Undesirable behavior should be handled right in every breed. Create rules, and train your Silky to follow them.
This breed has a strong prey drive, and again: a leash is essential when walking outside. Start early socialization, as soon as you welcome your puppy into your home.
Once the vaccination is done, expose your puppy to new people, new surroundings, and new places. He will love exploring the world around him. Plus, this is a great way to teach him how to behave in new surroundings.
Teach your dog basic commands, how to walk next to you, and what are the house rules. Always use treats to reward him for good behavior, and never use force on your dog.
If you feel that you need help in training your dog, think about puppy classes, or hiring a professional dog trainer for one-on-one sessions.
Training a dog can be an overwhelming experience, especially if you are a new owner. Although it may be challenging, it will be worth it. Make sure that you provide enough exercise, but don’t overdo it.
Australian Silky Terrier Exercise
Your Silky Terrier will require more exercise than most Toy group breeds. They are intelligent, bold, and energetic, meaning that they need an owner who will know how to manage that energy.
That extra energy should be channeled well into daily exercise, work, or training for sports. This small size breed is very successful in companion events, especially agility.
Australian Silky Terrier Health
Australian Silky Terrier is considered to be a healthy dog breed. However, there are always possible genetic disorders, which is why it’s important to find a responsible breeder or find a trusted animal shelter.
It’s also crucial to take your dog to the vet as soon as you get your dog home. Responsible breeders will always test their stock for conditions the breed can be prone to, and they will always show you every medical documentation.
Once you are a proud dog owner, you should mind your dog’s diet, and not overfeed him.
Learn how much you should feed your dog so that you can avoid the largest enemy of the dog’s health – obesity.
Dogs can easily gain weight if you don’t mind their diet. You should regularly check your Silky for infection.
Regular visits to the vet for checkups and parasite control should be mandatory to help to ensure the dog a long and healthy life.
Australian Silky Terrier Nutrition
The Silky Terrier should be fine on a high-quality dog food appropriate to the dog’s age. Moreover, food fr this breed should be formulated for small or toy breeds.

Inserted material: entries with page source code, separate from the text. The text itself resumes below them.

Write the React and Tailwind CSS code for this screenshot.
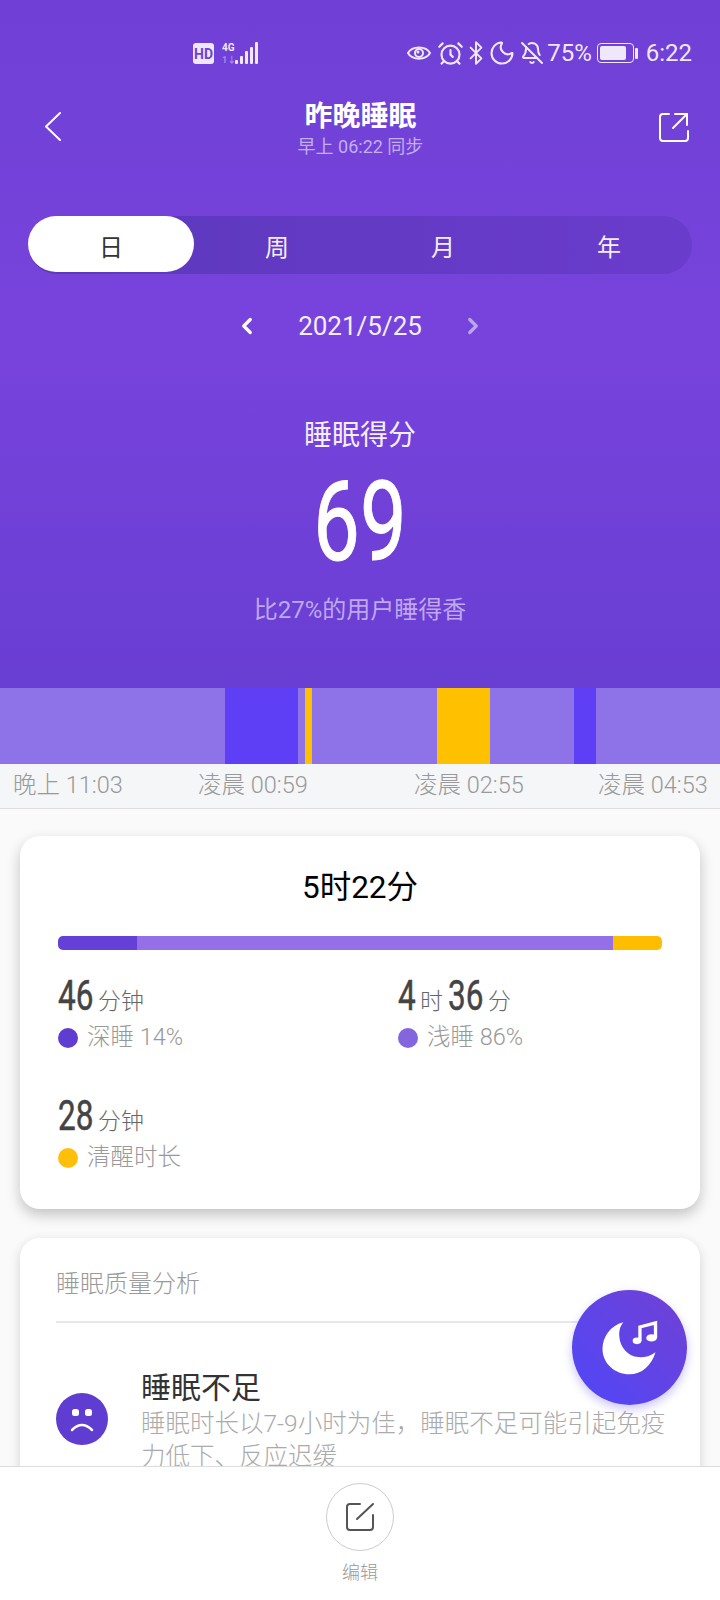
import React from "react";
import { AlarmClock, BellOff, Bluetooth, ChevronLeft, ChevronRight, Moon } from "lucide-react";

const Tab = ({ label, active }) => (
  <div
    className={
      active
        ? "h-[56px] pt-[7px] flex items-center justify-center rounded-full bg-white text-[24px] text-[#333]"
        : "h-[56px] pt-[7px] flex items-center justify-center text-[24px] text-[#f3eefc]"
    }
  >
    {label}
  </div>
);

const StatusBar = () => (
  <div className="h-[88px] pt-[42px] pl-[193px] pr-[28px] flex items-start text-[#efe8fb]">
    <div className="w-[21px] h-[21px] mt-[1px] rounded-[3px] bg-[#efe8fb] flex items-center justify-center text-[14px] leading-none font-bold text-[#6f42d6]">
      HD
    </div>
    <div className="w-[12px] ml-[8px] mt-[1px] flex flex-col">
      <span className="text-[10px] leading-[10px] font-bold">4G</span>
      <span className="text-[9px] leading-[10px] mt-[2px] font-bold text-[#a98ae8]">1↓</span>
    </div>
    <div className="h-[22px] flex items-end gap-[2px] ml-[1px]">
      <div className="w-[3px] h-[4px] rounded-[1px] bg-[#efe8fb]" />
      <div className="w-[3px] h-[8px] rounded-[1px] bg-[#efe8fb]" />
      <div className="w-[3px] h-[13px] rounded-[1px] bg-[#efe8fb]" />
      <div className="w-[3px] h-[17px] rounded-[1px] bg-[#efe8fb]" />
      <div className="w-[3px] h-[22px] rounded-[1px] bg-[#efe8fb]" />
    </div>
    <div className="ml-auto flex items-center h-[22px]">
      <svg width="24" height="18" viewBox="0 0 24 18" fill="none" stroke="currentColor" strokeWidth="2">
        <path d="M1 9 C5 1.500 19 1.500 23 9 C19 16.500 5 16.500 1 9 Z" />
        <circle cx="12" cy="9" r="4" />
        <circle cx="11" cy="8" r="1.500" fill="currentColor" stroke="none" />
      </svg>
      <AlarmClock size={27} strokeWidth={1.9} className="ml-[6px] shrink-0" />
      <Bluetooth size={26} strokeWidth={1.8} className="ml-[-1px] shrink-0" />
      <Moon size={28} strokeWidth={1.8} className="ml-[-1.500px] shrink-0" />
      <BellOff size={24} strokeWidth={2} className="ml-[4.500px] shrink-0" />
      <span className="ml-[3px] text-[24px] leading-none">75%</span>
      <div className="ml-[5px] flex items-center">
        <div className="w-[37px] h-[20px] p-[2px] rounded-[4px] border border-[#efe8fb]">
          <div className="w-[26px] h-full rounded-[2px] bg-[#efe8fb]" />
        </div>
        <div className="w-[3px] h-[11px] ml-[1px] rounded-[1px] bg-[#efe8fb]" />
      </div>
      <span className="ml-[8px] text-[24px] leading-none">6:22</span>
    </div>
  </div>
);

const Header = () => (
  <div className="h-[128px] px-[44px] pr-[31px] flex items-start justify-between">
    <svg width="18" height="31" viewBox="0 0 18 31" className="mt-[23px]" fill="none" stroke="#fff" strokeWidth="2" strokeLinecap="round" strokeLinejoin="round">
      <path d="M16 2 L2 15.500 L16 29" />
    </svg>
    <div className="flex flex-col items-center mt-[11px]">
      <div className="text-[28px] leading-[36px] font-bold text-white">昨晚睡眠</div>
      <div className="text-[18px] leading-[24px] text-[#c3aef0]">早上 06:22 同步</div>
    </div>
    <svg width="30" height="30" viewBox="0 0 30 30" className="mt-[24px]" fill="none" stroke="#fff" strokeWidth="2" strokeLinecap="round" strokeLinejoin="round">
      <path d="M10 2 H4 a3 3 0 0 0 -3 3 V26 a3 3 0 0 0 3 3 H26 a3 3 0 0 0 3 -3 V19" />
      <path d="M14 16 L28 2" />
      <path d="M16 2 H28 V13" />
    </svg>
  </div>
);

const Hero = () => (
  <div className="h-[688px] bg-linear-to-b from-[#7040d6] via-[#7743dc] to-[#693ed3]">
    <StatusBar />
    <Header />
    <div className="mx-[28px] h-[58px] rounded-full bg-linear-to-r from-[#5c38bc] to-[#6a3ccc] grid grid-cols-4 items-start">
      <Tab label="日" active />
      <Tab label="周" />
      <Tab label="月" />
      <Tab label="年" />
    </div>
    <div className="mt-[27px] h-[50px] flex items-center justify-center gap-[38px]">
      <ChevronLeft size={26} strokeWidth={3} className="text-white" />
      <span className="text-[26px] text-[#f3eefc]">2021/5/25</span>
      <ChevronRight size={26} strokeWidth={3} className="text-[#bca6ec]" />
    </div>
    <div className="mt-[65px] h-[40px] flex items-center justify-center text-[28px] text-[#f3eefc]">睡眠得分</div>
    <div className="mt-[16px] h-[100px] flex items-center justify-center">
      <span className="inline-block scale-x-[0.74] text-[112px] leading-none text-white [-webkit-text-stroke:1px_#fff]">69</span>
    </div>
    <div className="mt-[21px] h-[34px] flex items-center justify-center text-[24px] text-[#bfa8ec]">比27%的用户睡得香</div>
  </div>
);

const Chart = () => (
  <div className="h-[76px] flex">
    <div className="w-[225px] bg-[#8e72e8]" />
    <div className="w-[73px] bg-[#5e3ff5]" />
    <div className="w-[7px] bg-[#8e72e8]" />
    <div className="w-[7px] bg-[#ffc000]" />
    <div className="w-[125px] bg-[#8e72e8]" />
    <div className="w-[53px] bg-[#ffc000]" />
    <div className="w-[84px] bg-[#8e72e8]" />
    <div className="w-[22px] bg-[#5e3ff5]" />
    <div className="flex-1 bg-[#8e72e8]" />
  </div>
);

const TimeAxis = () => (
  <div className="h-[45px] pl-[13px] grid grid-cols-[185px_216px_184px_1fr] items-center whitespace-nowrap bg-[#f5f6f8] border-b border-[#dddddd] text-[23.500px] font-light text-[#999]">
    <span>晚上 11:03</span>
    <span>凌晨 00:59</span>
    <span>凌晨 02:55</span>
    <span>凌晨 04:53</span>
  </div>
);

const Unit = ({ children }) => <span className="mb-[4px] text-[23px] leading-none text-[#666] font-light">{children}</span>;

const Legend = ({ dot, children }) => (
  <div className="mt-[6px] h-[30px] flex items-center gap-[9px] text-[23.500px] font-light text-[#999]">
    <div className={dot} />
    <span>{children}</span>
  </div>
);

const SummaryCard = () => (
  <div className="h-[373px] mx-[20px] pt-[30px] px-[38px] rounded-[20px] bg-white shadow-[0_6px_14px_rgba(0,0,0,0.22)]">
    <div className="h-[44px] flex items-center justify-center text-[31.500px] text-black">5时22分</div>
    <div className="mt-[26px] h-[14px] flex rounded-[5px] overflow-hidden">
      <div className="w-[79px] bg-[#6540d6]" />
      <div className="w-[476px] bg-[#9370e8]" />
      <div className="flex-1 bg-[#ffbd00]" />
    </div>
    <div className="mt-[24px] grid grid-cols-[340px_1fr] gap-y-[41px]">
      <div>
        <div className="h-[43px] flex items-end gap-[5px] text-[#444]">
          <span className="inline-block w-[35px] origin-left scale-x-[0.75] text-[42px] leading-[42px] [-webkit-text-stroke:0.5px_#444]">46</span>
          <Unit>分钟</Unit>
        </div>
        <Legend dot="w-[20px] h-[20px] rounded-full bg-[#5f3dd0]">深睡 14%</Legend>
      </div>
      <div>
        <div className="h-[43px] flex items-end gap-[5px] text-[#444]">
          <span className="inline-block w-[17px] origin-left scale-x-[0.75] text-[42px] leading-[42px] [-webkit-text-stroke:0.5px_#444]">4</span>
          <Unit>时</Unit>
          <span className="inline-block w-[35px] origin-left scale-x-[0.75] text-[42px] leading-[42px] [-webkit-text-stroke:0.5px_#444]">36</span>
          <Unit>分</Unit>
        </div>
        <Legend dot="w-[20px] h-[20px] rounded-full bg-[#8565dd]">浅睡 86%</Legend>
      </div>
      <div>
        <div className="h-[43px] flex items-end gap-[5px] text-[#444]">
          <span className="inline-block w-[35px] origin-left scale-x-[0.75] text-[42px] leading-[42px] [-webkit-text-stroke:0.5px_#444]">28</span>
          <Unit>分钟</Unit>
        </div>
        <Legend dot="w-[20px] h-[20px] rounded-full bg-[#ffbf0a]">清醒时长</Legend>
      </div>
    </div>
  </div>
);

const QualityCard = () => (
  <div className="mt-[29px] h-[400px] mx-[20px] px-[36px] rounded-[20px] bg-white shadow-[0_4px_12px_rgba(0,0,0,0.16)]">
    <div className="h-[85px] pt-[8px] flex items-center border-b-2 border-[#e8e8e8] text-[24px] font-light text-[#999]">睡眠质量分析</div>
    <div className="mt-[46px] flex items-start gap-[33px]">
      <svg width="52" height="52" viewBox="0 0 52 52" className="mt-[24px] shrink-0">
        <circle cx="26" cy="26" r="26" fill="#5f3dd0" />
        <rect x="16" y="16" width="7" height="7" rx="2.500" fill="#fff" />
        <rect x="29" y="16" width="7" height="7" rx="2.500" fill="#fff" />
        <path d="M16 37 Q26 27 36 37" fill="none" stroke="#fff" strokeWidth="2.500" strokeLinecap="round" />
      </svg>
      <div className="w-[526px] shrink-0">
        <div className="text-[30px] leading-[38px] text-[#333]">睡眠不足</div>
        <div className="text-[24.500px] leading-[33px] font-light text-[#aaa]">睡眠时长以7-9小时为佳，睡眠不足可能引起免疫力低下、反应迟缓</div>
      </div>
    </div>
  </div>
);

const BottomBar = () => (
  <div className="flex-1 flex flex-col items-center bg-white border-t border-[#dddddd]">
    <div className="mt-[16px] w-[68px] h-[68px] rounded-full border border-[#cccccc] flex items-center justify-center">
      <svg width="30" height="30" viewBox="0 0 30 30" fill="none" stroke="#555" strokeWidth="2" strokeLinecap="round" strokeLinejoin="round">
        <path d="M15 2 H5 a3 3 0 0 0 -3 3 V25 a3 3 0 0 0 3 3 H25 a3 3 0 0 0 3 -3 V13" />
        <path d="M28 2 L12 17" />
      </svg>
    </div>
    <div className="mt-[9px] text-[18px] leading-[26px] font-light text-[#999]">编辑</div>
  </div>
);

const Fab = () => (
  <div className="absolute left-[572px] top-[1290px] w-[115px] h-[115px] rounded-full flex items-center justify-center bg-linear-to-bl from-[#7040d4] to-[#4f46f8] shadow-[0_4px_10px_rgba(80,60,220,0.3)]">
    <svg width="60" height="58" viewBox="120 115 180 175">
      <path d="M190 125 C150 135 127 170 127 205 C127 250 165 282 208 282 C245 282 275 255 287 215 C270 228 250 232 235 230 C205 228 180 200 178 170 C176 150 180 138 190 125 Z" fill="#fff" />
      <path d="M240 182 V139 L287 127 V172" fill="none" stroke="#fff" strokeWidth="10" />
      <ellipse cx="231" cy="181" rx="13" ry="10" fill="#fff" />
      <ellipse cx="275" cy="172" rx="16" ry="11" fill="#fff" />
    </svg>
  </div>
);

export default function App() {
  return (
    <div className="relative w-[720px] h-[1600px] overflow-hidden flex flex-col bg-[#fafafa] [font-family:Roboto,'Noto_Sans_CJK_SC',sans-serif]">
      <div className="h-[1466px] shrink-0 overflow-hidden">
        <Hero />
        <Chart />
        <TimeAxis />
        <div className="pt-[27px]">
          <SummaryCard />
          <QualityCard />
        </div>
      </div>
      <BottomBar />
      <Fab />
    </div>
  );
}
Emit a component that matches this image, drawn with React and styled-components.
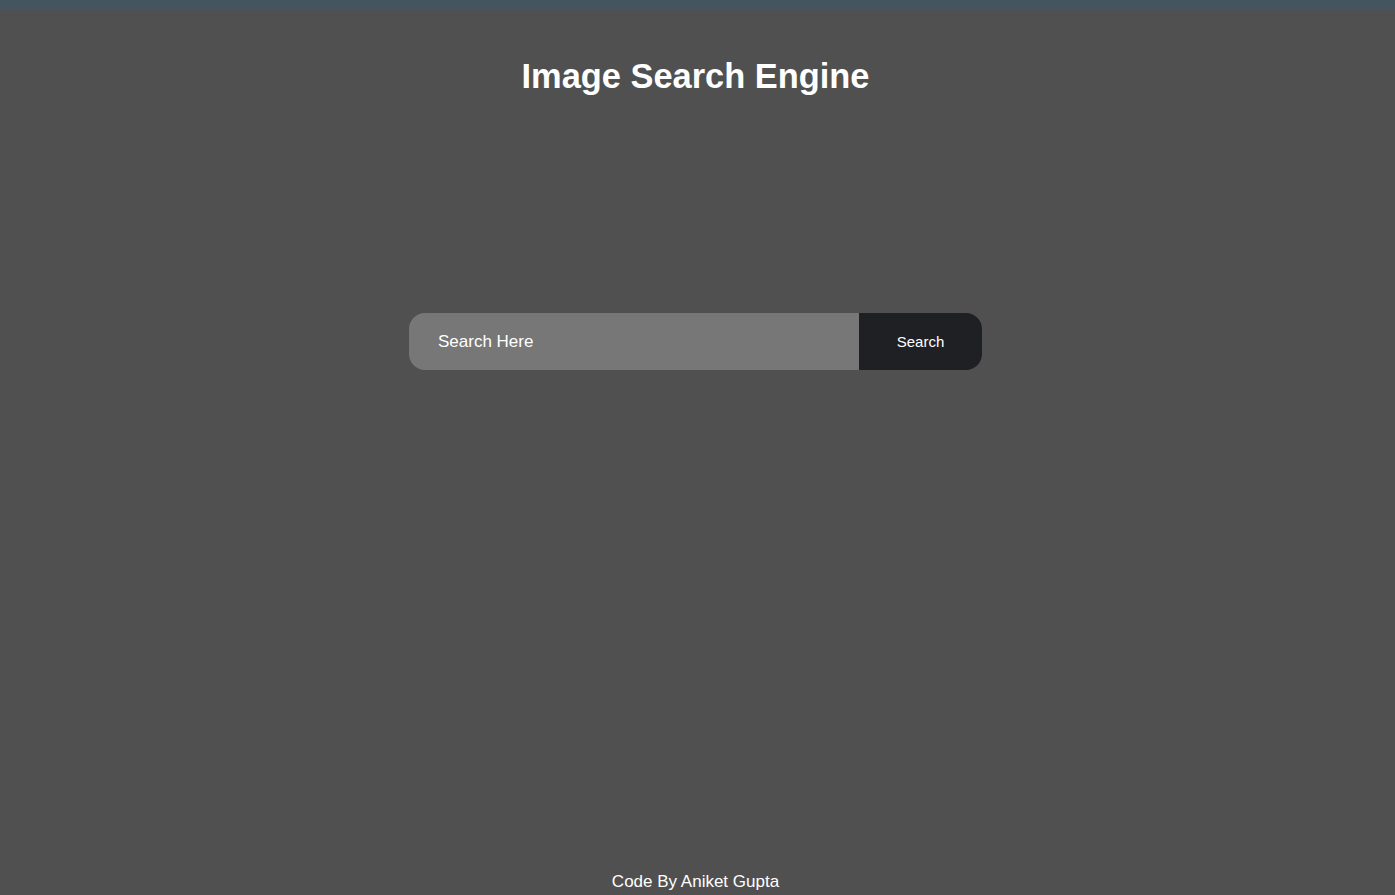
import React from "react";
import styled, { createGlobalStyle } from "styled-components";

const Global = createGlobalStyle`
  html, body { margin: 0; padding: 0; }
  body {
    background: #505050;
    font-family: "Liberation Sans", Arial, sans-serif;
    color: #fff;
  }
  * { box-sizing: border-box; }
`;

const Page = styled.div`
  min-height: 895px;
  display: flex;
  flex-direction: column;
  align-items: center;
  border-top: 10px solid #44555f;
  padding-right: 4px;
`;

const Title = styled.h1`
  margin: 44px 0 0;
  font-size: 34.4px;
  font-weight: 700;
  line-height: 44px;
  color: #fff;
`;

const Form = styled.form`
  margin-top: 215px;
  display: flex;
  width: 573px;
  height: 57px;
  border-radius: 16px;
  overflow: hidden;
`;

const Input = styled.input`
  flex: 0 0 450px;
  border: none;
  outline: none;
  background: #777777;
  color: #fff;
  font-family: inherit;
  font-size: 17px;
  padding: 0 29px;
  &::placeholder { color: #fff; opacity: 1; }
`;

const Button = styled.button`
  flex: 1;
  border: none;
  background: #1f2024;
  color: #fff;
  font-family: inherit;
  font-size: 15px;
  cursor: pointer;
`;

const Spacer = styled.div`
  flex: 1;
`;

const Footer = styled.footer`
  font-size: 17px;
  line-height: 20px;
  padding-bottom: 3px;
`;

export default function App() {
  return (
    <>
      <Global />
      <Page>
        <Title>Image Search Engine</Title>
        <Form onSubmit={(e) => e.preventDefault()}>
          <Input type="text" placeholder="Search Here" />
          <Button type="submit">Search</Button>
        </Form>
        <Spacer />
        <Footer>Code By Aniket Gupta</Footer>
      </Page>
    </>
  );
}
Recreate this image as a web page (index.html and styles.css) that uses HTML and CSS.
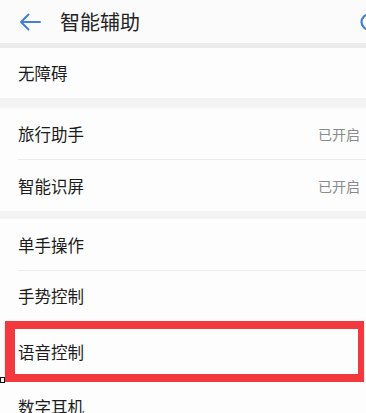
FILE: index.html
```
<!DOCTYPE HTML>
<html>
<head>
<title>智能辅助</title>
<link rel="stylesheet" href="styles.css">
</head>
<body>
<div class="screen">
    <div class="topbar">
        <svg class="back" width="22" height="18" viewBox="0 0 22 18">
            <path d="M21 9H2M9.5 1.5L2 9l7.5 7.5" fill="none" stroke="#3f80d6" stroke-width="2" stroke-linecap="round" stroke-linejoin="round"/>
        </svg>
        <span class="title">智能辅助</span>
        <svg class="search" width="20" height="22" viewBox="0 0 20 22">
            <circle cx="10" cy="11" r="7.5" fill="none" stroke="#3f80d6" stroke-width="2.2"/>
        </svg>
    </div>
    <div class="shade"></div>

    <div class="item">无障碍</div>
    <div class="gap"></div>

    <div class="item tall">旅行助手<span class="state">已开启</span></div>
    <div class="rule"></div>
    <div class="item tall">智能识屏<span class="state">已开启</span></div>
    <div class="gap small"></div>

    <div class="item tall">单手操作</div>
    <div class="rule"></div>
    <div class="item">手势控制</div>
    <div class="item marked">语音控制</div>
    <div class="item">数字耳机</div>

    <span class="dot"></span>
</div>
</body>
</html>
```

FILE: styles.css
```
html, body {
    margin: 0;
    height: 100%;
}
body {
    background: #fdfdfd;
    font-family: "Noto Sans CJK SC", "Noto Sans", sans-serif;
    color: #1c1c1c;
    overflow: hidden;
}
.screen {
    position: relative;
    width: 366px;
    height: 413px;
    overflow: hidden;
}
.topbar {
    height: 43px;
    display: flex;
    align-items: center;
    background: #fbfbfb;
}
.back {
    margin-left: 19px;
}
.title {
    margin-left: 19px;
    font-size: 20px;
    color: #222;
}
.search {
    margin-left: auto;
    margin-right: -13px;
}
.shade {
    height: 5px;
    background: #ebebeb;
}
.item {
    height: 50px;
    display: flex;
    align-items: center;
    padding: 0 6px 0 18px;
    font-size: 16.5px;
    background: #fdfdfd;
}
.item.tall {
    height: 51px;
}
.state {
    margin-left: auto;
    font-size: 14px;
    color: #8a8a8a;
}
.gap {
    height: 10px;
    background: #f3f3f3;
}
.gap.small {
    height: 8px;
}
.rule {
    height: 1px;
    margin-left: 18px;
    background: #ececec;
}
.marked {
    height: 45px;
    margin: 0 2px 0 5px;
    padding-left: 3px;
    border-style: solid;
    border-color: #f23a3e;
    border-width: 8px 6px 8px 10px;
    box-shadow: 0 2px 1px rgba(200, 40, 110, 0.5);
}
.dot {
    position: absolute;
    left: 0;
    top: 377px;
    width: 3px;
    height: 4px;
    border: 1px solid #111;
    background: #fff;
}
```
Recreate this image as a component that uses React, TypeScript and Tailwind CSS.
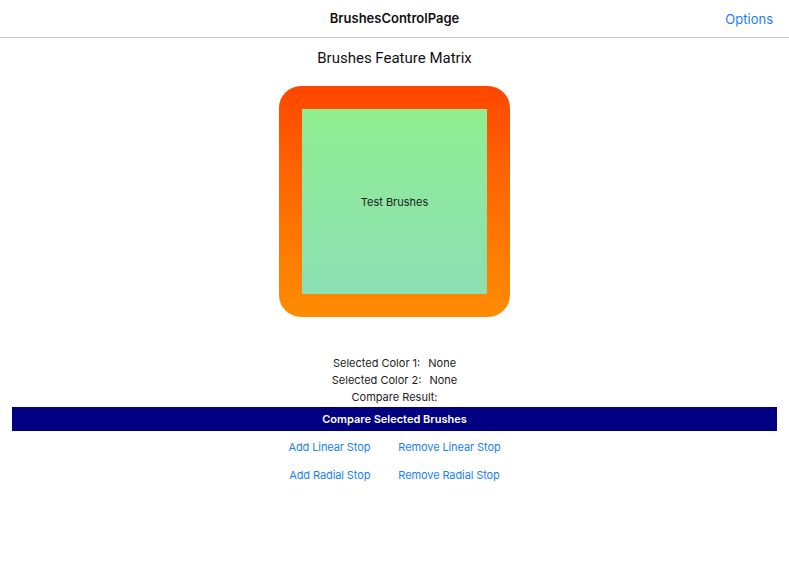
import React from 'react';

const font = { fontFamily: 'Inter, "Noto Sans", sans-serif' };

function LinkButton({ label }: { label: string }) {
  return <button className="text-[11px] tracking-[-0.1px] text-[#1a7ef7]">{label}</button>;
}

export default function App() {
  return (
    <div
      className="flex h-[563px] w-[789px] flex-col overflow-hidden rounded-b-[12px] bg-white"
      style={font}
    >
      <div className="relative flex h-[38px] shrink-0 items-center justify-center border-b border-[#c6c6c8]">
        <span className="text-[13px] font-semibold text-[#111]">BrushesControlPage</span>
        <span className="absolute right-[16px] top-[10px] text-[13px] text-[#1a7ef7]">Options</span>
      </div>

      <div
        className="mt-[10px] text-center text-[15px] leading-[20px] text-[#111]"
        style={{ fontFamily: 'Roboto, sans-serif' }}
      >
        Brushes Feature Matrix
      </div>

      <div className="mt-[18px] flex justify-center">
        <div className="h-[231px] w-[231px] rounded-[22px] bg-gradient-to-b from-[#ff4500] to-[#ff8c00] p-[23px]">
          <div className="flex h-full w-full items-center justify-center bg-gradient-to-b from-[#90ee90] to-[#8cdfb4]">
            <span className="mt-[2px] text-[11px] text-[#222]">Test Brushes</span>
          </div>
        </div>
      </div>

      <div className="mt-[38px] flex flex-col items-center text-[11px] leading-[17px] text-[#222]">
        <div>
          Selected Color 1:<span className="ml-[8px]">None</span>
        </div>
        <div>
          Selected Color 2:<span className="ml-[8px]">None</span>
        </div>
        <div>Compare Result:</div>
      </div>

      <div className="mx-[12px] mt-[1px] flex h-[24px] items-center justify-center bg-[#000080]">
        <span className="text-[11px] font-semibold text-white">Compare Selected Brushes</span>
      </div>

      <div className="mt-[2px] flex flex-col items-center">
        <div className="flex h-[28px] items-center gap-[28px]">
          <LinkButton label="Add Linear Stop" />
          <LinkButton label="Remove Linear Stop" />
        </div>
        <div className="flex h-[28px] items-center gap-[28px]">
          <LinkButton label="Add Radial Stop" />
          <LinkButton label="Remove Radial Stop" />
        </div>
      </div>
    </div>
  );
}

Avoid giving him table scraps and never give your dog bones. Learn about which human foods are safe for dogs, and which are not. If you have any concerns about your dog’s weight or diet, ask your vet for opinion.
The Bottom Line
The Australian Silky Terrier is small and easy to carry the dog. He may seem fitting as a lap companion, but his dynamic nature will surprise you.
This breed looks like a terrier, but with a more elegant build. If you are fine with occasional barking, you will enjoy your time with Silky Terrier.